→ INSTRUCTIONS FOR THE TASK
Take the lines from the head of the listing through the one bearing "</app-shell>" and copy them exactly, leaving every picture out.

→ SUPPLIED MATERIAL
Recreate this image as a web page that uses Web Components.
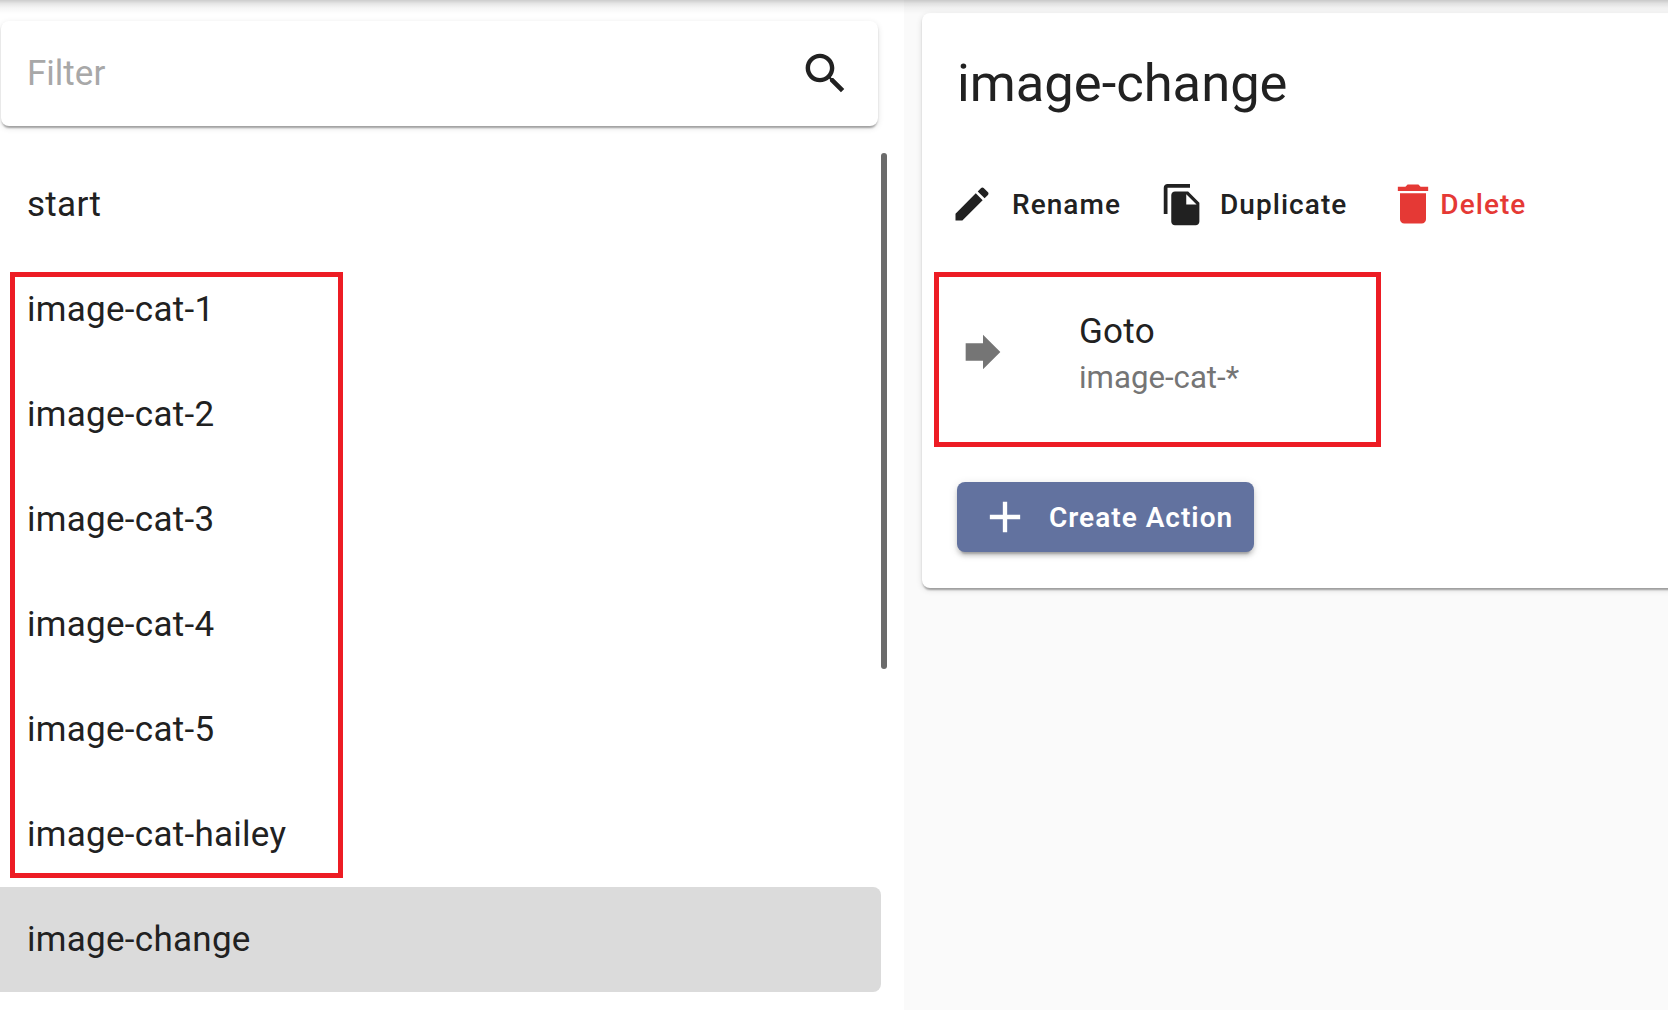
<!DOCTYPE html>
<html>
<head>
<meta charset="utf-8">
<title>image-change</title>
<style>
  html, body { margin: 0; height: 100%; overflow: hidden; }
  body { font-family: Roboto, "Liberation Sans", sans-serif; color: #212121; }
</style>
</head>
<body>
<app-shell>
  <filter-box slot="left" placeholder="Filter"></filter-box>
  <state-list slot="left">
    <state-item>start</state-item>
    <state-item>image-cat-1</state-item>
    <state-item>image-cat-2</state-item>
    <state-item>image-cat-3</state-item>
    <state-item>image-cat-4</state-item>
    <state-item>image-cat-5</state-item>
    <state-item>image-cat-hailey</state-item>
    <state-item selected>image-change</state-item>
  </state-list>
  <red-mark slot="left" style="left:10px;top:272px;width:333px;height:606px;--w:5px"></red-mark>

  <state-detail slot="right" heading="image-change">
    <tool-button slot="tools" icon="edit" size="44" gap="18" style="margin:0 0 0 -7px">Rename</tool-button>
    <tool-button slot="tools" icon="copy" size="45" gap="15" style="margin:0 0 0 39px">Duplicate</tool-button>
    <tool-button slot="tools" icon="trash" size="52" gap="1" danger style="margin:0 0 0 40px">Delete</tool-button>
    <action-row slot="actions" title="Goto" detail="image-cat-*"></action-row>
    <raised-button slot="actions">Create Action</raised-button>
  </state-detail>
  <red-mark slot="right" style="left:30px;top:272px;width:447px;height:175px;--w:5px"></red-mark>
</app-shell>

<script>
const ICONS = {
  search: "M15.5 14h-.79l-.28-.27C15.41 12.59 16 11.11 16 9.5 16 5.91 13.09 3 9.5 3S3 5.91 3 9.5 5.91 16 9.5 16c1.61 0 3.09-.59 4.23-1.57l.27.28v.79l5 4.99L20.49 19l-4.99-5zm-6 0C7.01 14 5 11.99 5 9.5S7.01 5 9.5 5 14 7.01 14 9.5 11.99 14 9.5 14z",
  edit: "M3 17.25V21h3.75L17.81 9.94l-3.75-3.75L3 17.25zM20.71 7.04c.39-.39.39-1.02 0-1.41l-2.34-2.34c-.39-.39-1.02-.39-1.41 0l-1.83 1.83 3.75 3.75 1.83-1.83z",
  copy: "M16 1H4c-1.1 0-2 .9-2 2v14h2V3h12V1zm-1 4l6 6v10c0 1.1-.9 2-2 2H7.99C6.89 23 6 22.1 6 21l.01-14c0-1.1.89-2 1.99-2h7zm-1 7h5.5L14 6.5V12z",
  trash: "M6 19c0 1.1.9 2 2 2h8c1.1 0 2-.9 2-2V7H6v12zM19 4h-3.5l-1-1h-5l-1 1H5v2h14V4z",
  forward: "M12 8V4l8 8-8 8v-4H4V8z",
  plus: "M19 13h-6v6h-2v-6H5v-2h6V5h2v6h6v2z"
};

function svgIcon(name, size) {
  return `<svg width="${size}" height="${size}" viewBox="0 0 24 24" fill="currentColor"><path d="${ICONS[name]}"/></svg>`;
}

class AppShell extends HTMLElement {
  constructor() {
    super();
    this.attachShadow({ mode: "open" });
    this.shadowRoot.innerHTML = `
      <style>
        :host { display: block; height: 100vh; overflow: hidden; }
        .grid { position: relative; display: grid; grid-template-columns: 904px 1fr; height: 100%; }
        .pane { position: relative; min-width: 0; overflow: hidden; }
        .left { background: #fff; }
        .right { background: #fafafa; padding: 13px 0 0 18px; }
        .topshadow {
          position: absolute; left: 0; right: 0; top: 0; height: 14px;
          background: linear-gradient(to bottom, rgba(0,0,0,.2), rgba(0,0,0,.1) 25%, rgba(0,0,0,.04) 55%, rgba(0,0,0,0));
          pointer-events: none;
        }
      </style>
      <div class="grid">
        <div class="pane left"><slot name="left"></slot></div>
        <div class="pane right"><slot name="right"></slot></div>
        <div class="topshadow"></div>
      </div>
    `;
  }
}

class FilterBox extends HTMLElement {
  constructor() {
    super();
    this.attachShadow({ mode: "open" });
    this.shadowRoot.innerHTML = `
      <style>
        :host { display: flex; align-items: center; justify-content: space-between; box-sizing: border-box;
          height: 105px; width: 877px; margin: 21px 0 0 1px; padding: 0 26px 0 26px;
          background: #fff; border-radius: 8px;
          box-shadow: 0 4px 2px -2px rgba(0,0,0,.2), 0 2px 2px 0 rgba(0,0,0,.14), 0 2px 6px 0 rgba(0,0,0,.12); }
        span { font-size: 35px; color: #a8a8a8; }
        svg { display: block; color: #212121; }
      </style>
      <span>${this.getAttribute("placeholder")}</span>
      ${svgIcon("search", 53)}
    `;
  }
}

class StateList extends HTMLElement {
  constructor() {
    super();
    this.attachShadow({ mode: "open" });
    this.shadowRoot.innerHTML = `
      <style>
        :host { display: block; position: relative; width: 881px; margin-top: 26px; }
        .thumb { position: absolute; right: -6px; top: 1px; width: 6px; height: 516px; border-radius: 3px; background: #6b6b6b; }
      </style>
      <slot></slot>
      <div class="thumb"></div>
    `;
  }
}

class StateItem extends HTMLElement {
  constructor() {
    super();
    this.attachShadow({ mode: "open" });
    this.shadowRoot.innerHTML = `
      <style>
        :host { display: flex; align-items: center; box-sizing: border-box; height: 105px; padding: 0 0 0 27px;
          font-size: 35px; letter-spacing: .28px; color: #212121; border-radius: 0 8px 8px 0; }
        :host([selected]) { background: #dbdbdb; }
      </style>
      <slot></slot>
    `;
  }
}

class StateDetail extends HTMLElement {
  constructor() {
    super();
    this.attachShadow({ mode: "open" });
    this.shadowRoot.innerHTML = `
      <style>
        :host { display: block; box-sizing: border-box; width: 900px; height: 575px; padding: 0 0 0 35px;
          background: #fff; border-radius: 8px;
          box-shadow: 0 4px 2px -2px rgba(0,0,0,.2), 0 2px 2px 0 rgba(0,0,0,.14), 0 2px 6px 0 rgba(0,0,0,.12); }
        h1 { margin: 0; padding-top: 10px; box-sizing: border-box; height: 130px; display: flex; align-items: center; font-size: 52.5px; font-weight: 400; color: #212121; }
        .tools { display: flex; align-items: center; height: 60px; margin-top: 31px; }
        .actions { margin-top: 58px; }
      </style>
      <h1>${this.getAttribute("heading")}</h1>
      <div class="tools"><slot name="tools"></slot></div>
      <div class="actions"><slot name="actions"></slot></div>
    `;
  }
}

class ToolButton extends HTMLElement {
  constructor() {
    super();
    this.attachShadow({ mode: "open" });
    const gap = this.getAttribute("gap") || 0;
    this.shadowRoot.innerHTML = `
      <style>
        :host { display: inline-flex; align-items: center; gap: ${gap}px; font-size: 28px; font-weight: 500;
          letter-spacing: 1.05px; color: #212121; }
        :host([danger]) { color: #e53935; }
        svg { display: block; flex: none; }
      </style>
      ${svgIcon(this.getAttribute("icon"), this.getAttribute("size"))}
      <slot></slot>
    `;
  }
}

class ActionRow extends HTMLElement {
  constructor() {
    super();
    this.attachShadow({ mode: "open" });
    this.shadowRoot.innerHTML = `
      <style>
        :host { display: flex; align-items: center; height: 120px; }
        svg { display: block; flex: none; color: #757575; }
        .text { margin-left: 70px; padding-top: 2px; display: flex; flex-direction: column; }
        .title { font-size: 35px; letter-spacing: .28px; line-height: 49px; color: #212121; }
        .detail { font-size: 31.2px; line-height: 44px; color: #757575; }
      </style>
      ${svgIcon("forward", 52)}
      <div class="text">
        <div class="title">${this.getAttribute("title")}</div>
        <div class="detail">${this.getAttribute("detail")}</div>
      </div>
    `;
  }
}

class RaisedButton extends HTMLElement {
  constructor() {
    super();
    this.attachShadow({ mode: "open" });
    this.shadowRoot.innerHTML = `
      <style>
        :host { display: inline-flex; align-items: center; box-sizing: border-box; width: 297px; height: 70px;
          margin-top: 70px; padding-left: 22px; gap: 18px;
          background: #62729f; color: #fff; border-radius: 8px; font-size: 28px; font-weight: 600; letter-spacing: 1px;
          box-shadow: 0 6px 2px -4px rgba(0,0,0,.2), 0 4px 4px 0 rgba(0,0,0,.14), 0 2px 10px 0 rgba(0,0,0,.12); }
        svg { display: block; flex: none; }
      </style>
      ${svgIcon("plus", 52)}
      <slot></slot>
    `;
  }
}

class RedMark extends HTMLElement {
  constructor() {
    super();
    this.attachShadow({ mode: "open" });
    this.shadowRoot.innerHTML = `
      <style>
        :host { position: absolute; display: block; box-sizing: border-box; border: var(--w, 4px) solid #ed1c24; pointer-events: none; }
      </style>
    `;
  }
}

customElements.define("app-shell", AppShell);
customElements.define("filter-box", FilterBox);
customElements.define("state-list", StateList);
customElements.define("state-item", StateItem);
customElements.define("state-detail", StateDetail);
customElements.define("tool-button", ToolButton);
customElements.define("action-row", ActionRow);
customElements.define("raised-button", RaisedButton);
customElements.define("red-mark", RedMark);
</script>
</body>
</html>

→ OUTPUT OF THE EXERCISE
Recreate this image as a web page that uses Web Components.
<!DOCTYPE html>
<html>
<head>
<meta charset="utf-8">
<title>image-change</title>
<style>
  html, body { margin: 0; height: 100%; overflow: hidden; }
  body { font-family: Roboto, "Liberation Sans", sans-serif; color: #212121; }
</style>
</head>
<body>
<app-shell>
  <filter-box slot="left" placeholder="Filter"></filter-box>
  <state-list slot="left">
    <state-item>start</state-item>
    <state-item>image-cat-1</state-item>
    <state-item>image-cat-2</state-item>
    <state-item>image-cat-3</state-item>
    <state-item>image-cat-4</state-item>
    <state-item>image-cat-5</state-item>
    <state-item>image-cat-hailey</state-item>
    <state-item selected>image-change</state-item>
  </state-list>
  <red-mark slot="left" style="left:10px;top:272px;width:333px;height:606px;--w:5px"></red-mark>

  <state-detail slot="right" heading="image-change">
    <tool-button slot="tools" icon="edit" size="44" gap="18" style="margin:0 0 0 -7px">Rename</tool-button>
    <tool-button slot="tools" icon="copy" size="45" gap="15" style="margin:0 0 0 39px">Duplicate</tool-button>
    <tool-button slot="tools" icon="trash" size="52" gap="1" danger style="margin:0 0 0 40px">Delete</tool-button>
    <action-row slot="actions" title="Goto" detail="image-cat-*"></action-row>
    <raised-button slot="actions">Create Action</raised-button>
  </state-detail>
  <red-mark slot="right" style="left:30px;top:272px;width:447px;height:175px;--w:5px"></red-mark>
</app-shell>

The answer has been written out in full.